IMF: Higher Shipping Costs Will Drive Inflation Throughout 2022
After a year in which shipping costs worldwide skyrocketed in part due to massive volume increases and the impact of the pandemic, researchers from the International Monetary Fund set out to explore how soaring shipping costs are contributing to rising costs and inflation. They concluded that dramatic increases in shipping costs are having a slow but consistent impact contributing to inflation with the impact likely to continue to build through the end of this year.
“We find that shipping costs are an important driver of inflation around the world,” the IMF writes in its weekly blog post prepared by the staff and officials on pressing economic and policy issues. “When freight rates double, inflation picks up by about 0.7 percentage point. Most importantly, the effects are quite persistent, peaking after a year and lasting up to 18 months. This implies that the increase in shipping costs observed in 2021 could increase inflation by about 1.5 percentage points in 2022.”

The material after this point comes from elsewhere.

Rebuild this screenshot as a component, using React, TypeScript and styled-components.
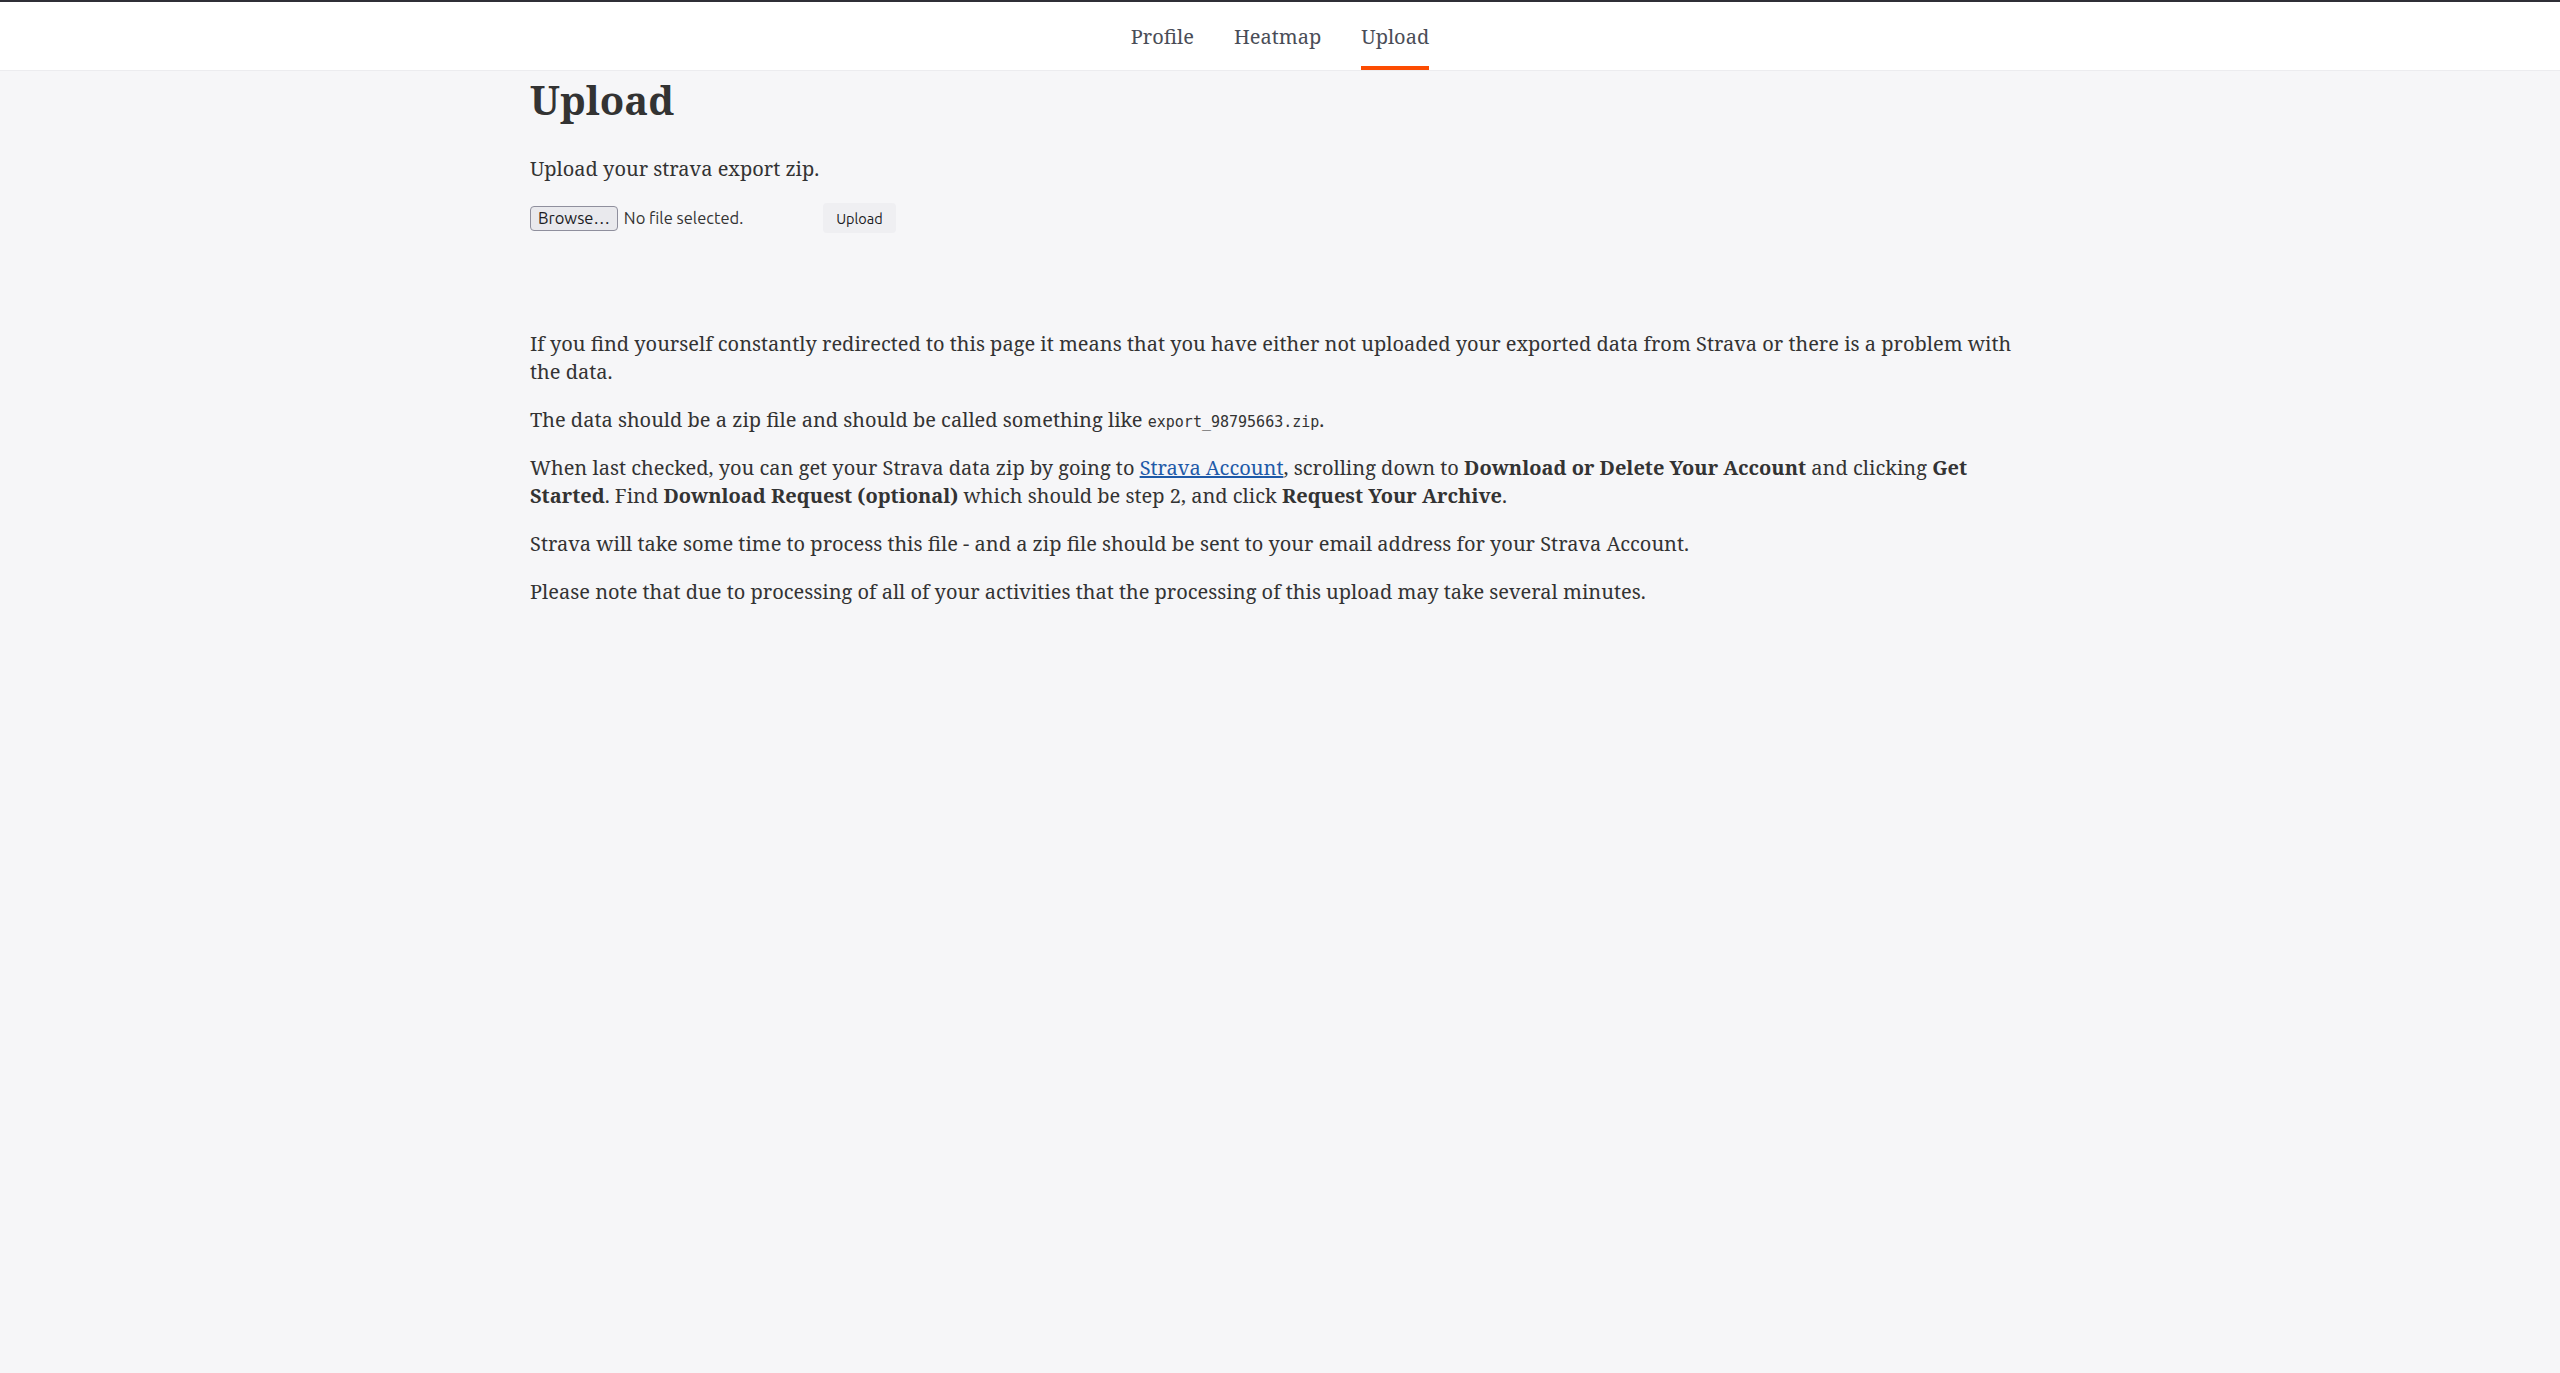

The IMF research predated the war in Ukraine with their analysis adding that the conflict will likely exacerbate global inflation. They looked at data from 143 countries over the past 30 years, reporting that the inflationary impact of higher shipping costs builds over time. After the pandemic was declared in March 2020, they noted that it resulted in a shortage of workers at ports to move containers which account for more than 80 percent of the world’s traded goods as well as the travel restrictions that impacted crew movement and trucking. Other factors included the creation of pent-up demand from huge stimulus programs during extended lockdowns that overwhelmed the capacity of supply chains.
The result of those challenges was that the cost of shipping a container on the world’s transoceanic trade routes increased seven-fold in the 18 months following March 2020. They also highlight that the cost of shipping bulk commodities spiked even more.
“While the pass-through to inflation is less than that associated with fuel or food prices—which account for a larger share of consumer purchases—shipping costs are much more volatile. As a result, the contribution in the variation of inflation due to global shipping price changes is quantitatively similar to the variation generated by shocks to global oil and food prices.”
Further, the research shows that while higher shipping costs hit prices of imported goods at the dock within two months, and quickly pass through to producer prices, the impact on the prices consumers pay at the cash register builds up more gradually, hitting its peak after 12 months. This is a much slower process than what is seen after a rise in global oil prices, which drivers feel at the pump within a couple of months.
Rising shipping costs affect inflation in some countries more than others the IMF reports with the structural characteristics of an economy affecting the impact. Countries that import more of what they consume see larger increases in inflation, as do those who are more integrated into global supply chains. Similarly, countries that typically pay higher freight costs—landlocked countries, low-income countries, and especially island states—see more inflation when these rise, says the IMF. A strong and credible monetary policy framework can play a role in mitigating the second-round effects from import prices and inflation.
The IMF concludes that the inflationary impact of shipping costs will continue to build through the end of 2022. This they report will create complicated trade-offs for many central bankers facing increasing inflation and still ample slack in economic activity. Moreover, the war in Ukraine is likely to cause further disruptions to supply chains, which could keep global shipping costs—and their inflationary effects—higher for longer.